◆ GIVEN DATA:
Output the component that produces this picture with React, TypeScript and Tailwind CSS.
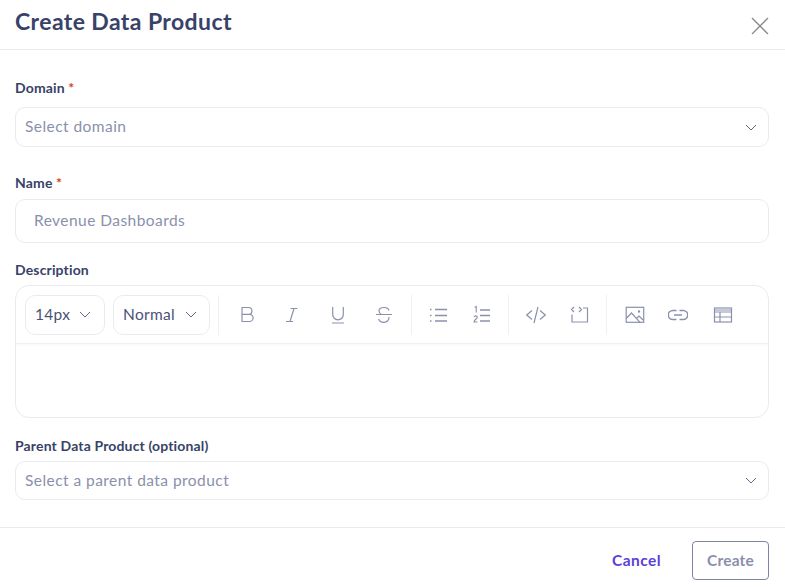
import React from "react";

const font = "font-['Lato','Noto_Sans',sans-serif]";

function Chevron({ className = "" }: { className?: string }) {
  return (
    <svg width="12" height="7" viewBox="0 0 12 7" fill="none" stroke="#5f678c" strokeWidth="1" className={className}>
      <path d="M1 1l5 5 5-5" />
    </svg>
  );
}

function Tool({ w, children }: { w: string; children: React.ReactNode }) {
  return (
    <div className={`${w} h-[20px] flex items-center justify-center shrink-0`}>
      <svg width="20" height="20" viewBox="0 0 20 20" fill="none" stroke="#8b91ad" strokeWidth="1.2">
        {children}
      </svg>
    </div>
  );
}

function Sep() {
  return <div className="w-px h-[40px] bg-[#eef0f4] shrink-0" />;
}

function Label({ text, req }: { text: string; req?: boolean }) {
  return (
    <div className="text-[14px] leading-[16px] font-bold tracking-[0.15px] text-[#384268]">
      {text}
      {req && <span className="text-[#d5401c]"> *</span>}
    </div>
  );
}

function SelectBox({ text, h }: { text: string; h: string }) {
  return (
    <div className={`${h} border border-[#e9ebf0] rounded-[10px] flex items-center justify-between pl-[9px] pr-[11px]`}>
      <span className="text-[15.5px] tracking-[0.45px] text-[#8a90ac]">{text}</span>
      <Chevron />
    </div>
  );
}

export default function App() {
  return (
    <div className={`${font} w-[785px] h-[587px] bg-white flex flex-col overflow-hidden`}>
      <div className="h-[50px] shrink-0 border-b border-[#e9ebf0] flex items-center justify-between pl-[15px] pr-[15px] pb-[6px]">
        <h1 className="text-[23px] font-bold tracking-[0.4px] text-[#384268] leading-none">Create Data Product</h1>
        <svg width="20" height="20" viewBox="0 0 20 20" stroke="#8a8a8a" strokeWidth="1.4" className="mt-[8px]">
          <path d="M2 2l16 16M18 2L2 18" />
        </svg>
      </div>

      <div className="flex-1 pl-[15px] pr-[16px] pt-[30px] flex flex-col">
        <Label text="Domain" req />
        <div className="mt-[11px]">
          <SelectBox text="Select domain" h="h-[40px]" />
        </div>

        <div className="mt-[28px]">
          <Label text="Name" req />
        </div>
        <div className="mt-[8px] h-[44px] border border-[#e9ebf0] rounded-[10px] flex items-center pl-[18px] text-[15.5px] tracking-[0.45px] text-[#8a90ac]">
          Revenue Dashboards
        </div>

        <div className="mt-[19px]">
          <Label text="Description" />
        </div>
        <div className="mt-[7px] h-[133px] border border-[#e9ebf0] rounded-[14px] overflow-hidden">
          <div className="h-[58px] border-b border-[#f1f2f5] flex items-center pl-[9px] shadow-[0_1px_2px_rgba(30,40,80,0.03)]">
            <div className="w-[80px] h-[40px] border border-[#e9ebf0] rounded-[10px] flex items-center justify-between pl-[9px] pr-[13px] text-[15.5px] tracking-[0.3px] text-[#4a5275] shrink-0">
              14px
              <Chevron />
            </div>
            <div className="ml-[8px] w-[97px] h-[40px] border border-[#e9ebf0] rounded-[10px] flex items-center justify-between pl-[9px] pr-[12px] text-[15.5px] tracking-[0.3px] text-[#4a5275] shrink-0">
              Normal
              <Chevron />
            </div>
            <div className="ml-[8px]"><Sep /></div>
            <div className="ml-[5px]">
              <Tool w="w-[45.5px]">
                <path d="M5 2.500h6.500a3.400 3.400 0 010 6.800H5zM5 9.300h7.500a3.600 3.600 0 010 7.200H5z" />
              </Tool>
            </div>
            <Tool w="w-[45.5px]">
              <path d="M8.500 3.500h7M4 16.500h7M12 3.500L8 16.500" />
            </Tool>
            <Tool w="w-[45.5px]">
              <path d="M4.700 2v7.500a5.300 5.300 0 0010.600 0V2M4 18h12" />
            </Tool>
            <Tool w="w-[46.5px]">
              <path d="M15 5.500C14.500 3.500 12.300 2.500 10 2.500 7.300 2.500 5 3.800 5 6c0 1.500.8 2.700 2.500 3.500M2 9.500h16M15 12c.4 3-2 5.300-5 5.300-2.700 0-4.800-1.300-5.300-3.500" />
            </Tool>
            <div className="ml-[4px]"><Sep /></div>
            <div className="ml-[4px]">
              <Tool w="w-[44px]">
                <path d="M7 4.500h12M7 10.500h12M7 16h12M2 4.500h1.500M2 10.500h1.500M2 16h1.500" strokeWidth="1.4" />
              </Tool>
            </div>
            <Tool w="w-[44px]">
              <path d="M8 5h10M8 10.500h10M8 16h10" strokeWidth="1.4" />
              <path d="M2.700 2.500l1.500-1v6M2 12c.4-1.500 3.300-1.500 3.300.3 0 1.300-3.300 2.500-3.300 4.700h3.500" strokeWidth="1.1" />
            </Tool>
            <div className="ml-[4px]"><Sep /></div>
            <div className="ml-[5px]">
              <Tool w="w-[44px]">
                <path d="M6 5.500L.7 10 6 14.500M14 5.500L19.300 10 14 14.500M12 2L8 18" />
              </Tool>
            </div>
            <Tool w="w-[44px]">
              <path d="M4 2L1.500 4.500 4 7M9 2l2.500 2.500L9 7M2 9.500V17h15.500V3H13" />
            </Tool>
            <div className="ml-[4px]"><Sep /></div>
            <div className="ml-[6px]">
              <Tool w="w-[43px]">
                <rect x="1.200" y="2.300" width="17.500" height="15" />
                <path d="M1.200 13.500L6.500 8l8.500 9.300M11.500 13.500L14 11l4.700 4.500" />
                <circle cx="14" cy="6.500" r=".6" />
              </Tool>
            </div>
            <Tool w="w-[44.500px]">
              <path d="M8.500 5.500H4.800a4.500 4.500 0 000 9h3.700M11.500 5.500h3.700a4.500 4.500 0 010 9h-3.700M6 10h8" strokeWidth="1.5" />
            </Tool>
            <Tool w="w-[44.500px]">
              <rect x="1.500" y="3" width="17" height="14" />
              <path d="M1.500 7h17M1.500 12h17M7 7v10" />
              <path d="M1.500 5h17" />
            </Tool>
          </div>
        </div>

        <div className="mt-[20px]">
          <Label text="Parent Data Product (optional)" />
        </div>
        <div className="mt-[7px]">
          <SelectBox text="Select a parent data product" h="h-[39px]" />
        </div>
      </div>

      <div className="h-[60px] shrink-0 border-t border-[#e9ebf0] flex items-start justify-end pr-[16px] pt-[13px]">
        <button className="mt-[11px] mr-[31px] text-[15.5px] leading-[16px] font-bold tracking-[0.45px] text-[#5b3fd6]">Cancel</button>
        <button className="w-[77px] h-[39px] border border-[#7d84a3] rounded-[4px] text-[15.5px] font-bold tracking-[0.2px] text-[#8a90ac]">Create</button>
      </div>
    </div>
  );
}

◆ EXERCISE BRIEF:
Across the data, tally the lines containing "React" and give back the number alone.

◆ OUTPUT:
3